All of the data that follows should be retyped exactly, please, except the pictures.
-- Begin Recorded data --
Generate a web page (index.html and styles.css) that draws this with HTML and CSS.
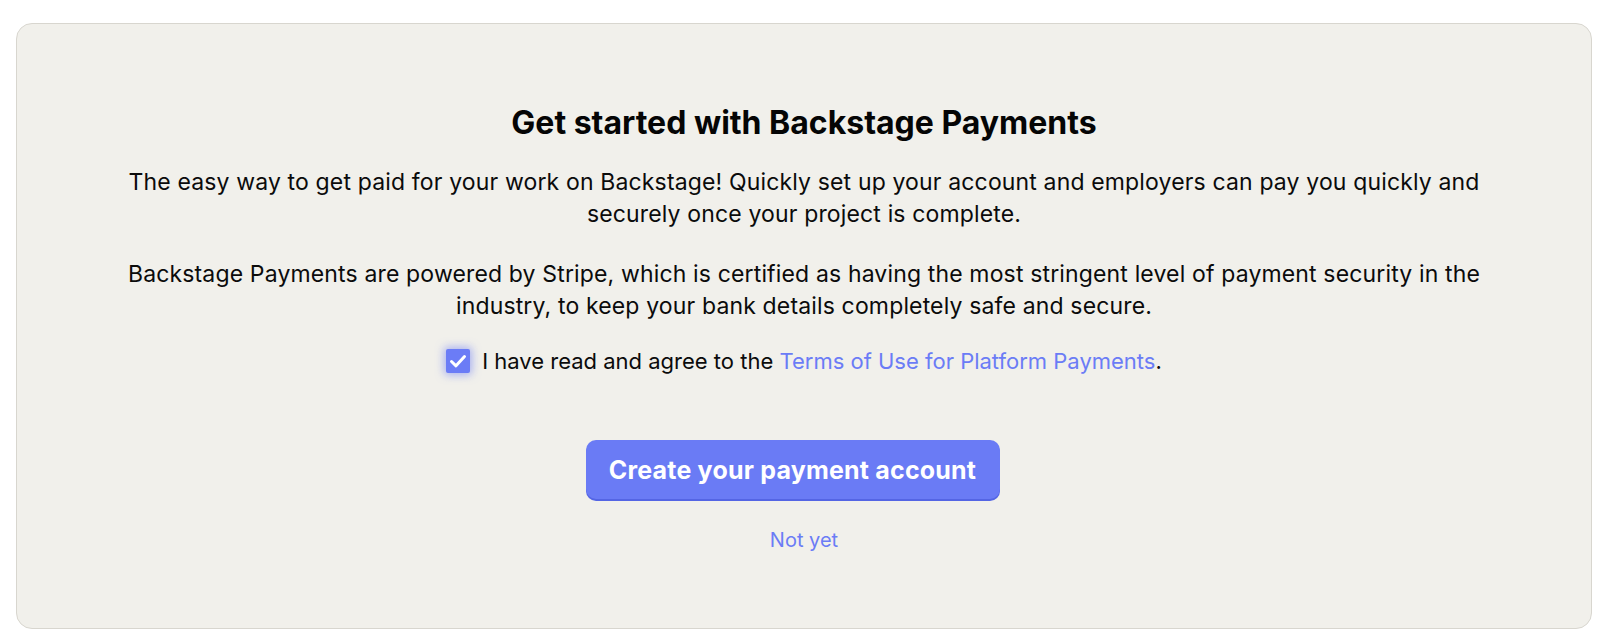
FILE: index.html
```html
<!DOCTYPE html>
<html lang="en">
<head>
    <meta charset="UTF-8">
    <meta name="viewport" content="width=device-width, initial-scale=1.0">
    <title>Backstage Payments</title>
    <link rel="stylesheet" href="styles.css">
</head>
<body>
    <div class="card">
        <div class="content">
            <h1>Get started with Backstage Payments</h1>
            <p>The easy way to get paid for your work on Backstage! Quickly set up your account and employers can pay you quickly and securely once your project is complete.</p>
            <p>Backstage Payments are powered by Stripe, which is certified as having the most stringent level of payment security in the industry, to keep your bank details completely safe and secure.</p>
            <label class="agree">
                <span class="check">
                    <svg width="24" height="24" viewBox="0 0 24 24"><path d="M5.5 12.5 L10 16.8 L18.5 7.5" fill="none" stroke="#fff" stroke-width="3" stroke-linecap="round" stroke-linejoin="round"/></svg>
                </span>
                <span>I have read and agree to the <a href="#">Terms of Use for Platform Payments</a>.</span>
            </label>
            <button class="create">Create your payment account</button>
            <a href="#" class="later">Not yet</a>
        </div>
    </div>
</body>
</html>
```

FILE: styles.css
```css
body {
    font-family: Inter, "Noto Sans", sans-serif;
    background-color: #fff;
    color: #0b0b0b;
    margin: 0;
    padding: 23px 16px 15px 16px;
}
.card {
    background: #f1f0eb;
    border: 1px solid #d8d6cf;
    border-radius: 16px;
    padding: 81px 20px 74px;
}
.content {
    max-width: 1400px;
    margin: 0 auto;
    display: flex;
    flex-direction: column;
    align-items: center;
    text-align: center;
}
h1 {
    font-size: 32px;
    line-height: 36px;
    font-weight: 700;
    margin: 0;
    color: #050505;
}
p {
    font-size: 23px;
    line-height: 32px;
    letter-spacing: 0.15px;
    margin: 25px 0 0;
}
p + p {
    margin-top: 28px;
}
.agree {
    display: flex;
    align-items: center;
    gap: 12px;
    margin-top: 23px;
    font-size: 22px;
    line-height: 32px;
    cursor: pointer;
}
.check {
    width: 24px;
    height: 24px;
    border-radius: 2px;
    background: #6b7cf6;
    box-shadow: 0 0 8px 2px rgba(107, 124, 246, 0.55);
    display: flex;
    align-items: center;
    justify-content: center;
}
a {
    color: #6b7cf6;
    text-decoration: none;
}
.create {
    margin-top: 63px;
    margin-right: 23px;
    width: 414px;
    height: 59px;
    border: none;
    border-radius: 10px;
    background-color: #6a7bf5;
    box-shadow: 0 2px 0 #5465e4;
    color: #fff;
    font-family: inherit;
    font-size: 25px;
    font-weight: 700;
    letter-spacing: 0.2px;
    cursor: pointer;
}
.later {
    margin-top: 27px;
    font-size: 20px;
    line-height: 28px;
}
```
-- End Recorded data --
▸ **Result for this exercise**:
Generate a web page (index.html and styles.css) that draws this with HTML and CSS.
FILE: index.html
```html
<!DOCTYPE html>
<html lang="en">
<head>
    <meta charset="UTF-8">
    <meta name="viewport" content="width=device-width, initial-scale=1.0">
    <title>Backstage Payments</title>
    <link rel="stylesheet" href="styles.css">
</head>
<body>
    <div class="card">
        <div class="content">
            <h1>Get started with Backstage Payments</h1>
            <p>The easy way to get paid for your work on Backstage! Quickly set up your account and employers can pay you quickly and securely once your project is complete.</p>
            <p>Backstage Payments are powered by Stripe, which is certified as having the most stringent level of payment security in the industry, to keep your bank details completely safe and secure.</p>
            <label class="agree">
                <span class="check">
                    <svg width="24" height="24" viewBox="0 0 24 24"><path d="M5.5 12.5 L10 16.8 L18.5 7.5" fill="none" stroke="#fff" stroke-width="3" stroke-linecap="round" stroke-linejoin="round"/></svg>
                </span>
                <span>I have read and agree to the <a href="#">Terms of Use for Platform Payments</a>.</span>
            </label>
            <button class="create">Create your payment account</button>
            <a href="#" class="later">Not yet</a>
        </div>
    </div>
</body>
</html>
```

FILE: styles.css
```css
body {
    font-family: Inter, "Noto Sans", sans-serif;
    background-color: #fff;
    color: #0b0b0b;
    margin: 0;
    padding: 23px 16px 15px 16px;
}
.card {
    background: #f1f0eb;
    border: 1px solid #d8d6cf;
    border-radius: 16px;
    padding: 81px 20px 74px;
}
.content {
    max-width: 1400px;
    margin: 0 auto;
    display: flex;
    flex-direction: column;
    align-items: center;
    text-align: center;
}
h1 {
    font-size: 32px;
    line-height: 36px;
    font-weight: 700;
    margin: 0;
    color: #050505;
}
p {
    font-size: 23px;
    line-height: 32px;
    letter-spacing: 0.15px;
    margin: 25px 0 0;
}
p + p {
    margin-top: 28px;
}
.agree {
    display: flex;
    align-items: center;
    gap: 12px;
    margin-top: 23px;
    font-size: 22px;
    line-height: 32px;
    cursor: pointer;
}
.check {
    width: 24px;
    height: 24px;
    border-radius: 2px;
    background: #6b7cf6;
    box-shadow: 0 0 8px 2px rgba(107, 124, 246, 0.55);
    display: flex;
    align-items: center;
    justify-content: center;
}
a {
    color: #6b7cf6;
    text-decoration: none;
}
.create {
    margin-top: 63px;
    margin-right: 23px;
    width: 414px;
    height: 59px;
    border: none;
    border-radius: 10px;
    background-color: #6a7bf5;
    box-shadow: 0 2px 0 #5465e4;
    color: #fff;
    font-family: inherit;
    font-size: 25px;
    font-weight: 700;
    letter-spacing: 0.2px;
    cursor: pointer;
}
.later {
    margin-top: 27px;
    font-size: 20px;
    line-height: 28px;
}
```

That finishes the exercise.